Monday, July 21, 2008

How to waste not your zucchini

Well, we picked our first zucchini of the summer today—just the beginning of many more zucchinis to come, I am sure. I know there is a zucchini tradition—zucchini in summer is the counterpart of fruitcake at Christmas. And I will probably write about fruitcake in December if I haven’t already. But I am herewith climbing on the annual zucchini jokewagon in an effort to outdo all of the other zukesters.

Just so you know, my Mother tried to teach me not to waste anything. Along with a houseful of kids, she was the mother of recycling. My Mom was waste-free when waste-free wasn’t cool. And speaking of zucchini, we ate them for breakfast, lunch and dinner for the whole month of August when I was growing up. Granted, there are a lot of ways to disguise zucchini. That is because they don’t really have any taste and can therefore be made to taste like anything—apple pie, spice cake, chicken casserole. If someone has a zucchini chocolate recipe, I would like to have it please.

I say that the most serious waste of all is unused zucchini. Having a seven-year supply of them squirreled away is no excuse for wasting the rabbit of the vegetable kingdom. Did I mix my metaphors again?

I looked it up—the word “zucchini” is diminutive of zucca squash. In other words, around here we grow the small variety. Aren’t you glad we don’t grow the large one?

So to help you be more green, (no pun intended), here is the Butterbean suggestion list of ways to use all that superfluous zucchini. Warning: this list is not mother-approved.

1. These are dog days. Use one for a doorstop.

2. Give them to your kids to make canoes to float in the bathtub. With a little imagination, they may be able to make other toys out of them.

3. Dry them and make kitchen witches. The color is perfect.

4. Use them for shoe trees. This will use up two at a time.

5. Let the kids play war with them. They make great grenades. My kids used to play a game called “bazoocchini.”

6. Slice the overgrown ones 3/4” thick and load them into your clay pigeon thrower.

7. Collect a representative sampling of them and take them to the county fair. You could “stuff the ballot box” by submitting courtesy entries for your friends and relatives. That one that tripled in size overnight could be entered into the largest vegetable contest. If it is a pumpkin contest, play dumb.

8. Box some up and send them to the IRS.

9. Try juggling some. They should substitute well for bowling pins. This method is most effective if you are a novice juggler. But novice or not, start out with several.

10. I think they might make good fish bait. Try a small one whole when fishing for bass.

11. Leave them lying around in the back yard. Maybe the dog will bury them.

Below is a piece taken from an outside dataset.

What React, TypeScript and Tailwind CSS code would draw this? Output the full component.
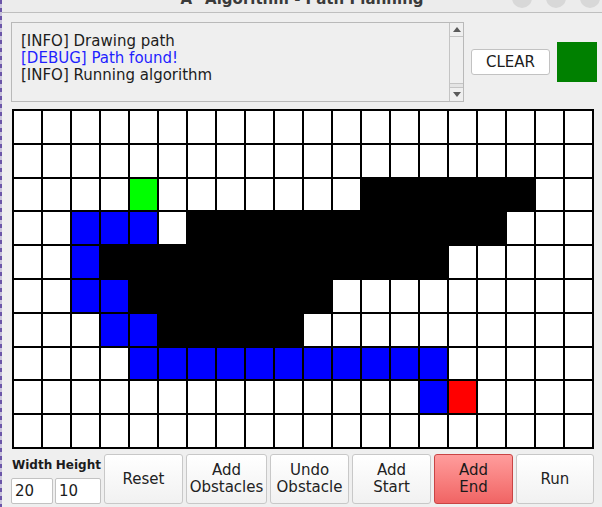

12. Conduct scientific experiments with them. I should think that zucchini could be used to make something really useful like bio-fuel and with a little encouragement, which no one has been willing to give them before now, (no one fertilizes zucchini plants) could be made to out-produce corn as a crop. And unlike corn, if they disappeared from the food chain, no one would ever notice.

Whatever use you find for your extra zucchinis, remember two things: keep your car locked from now until first frost and never, never throw zucchini in the garbage, no matter what.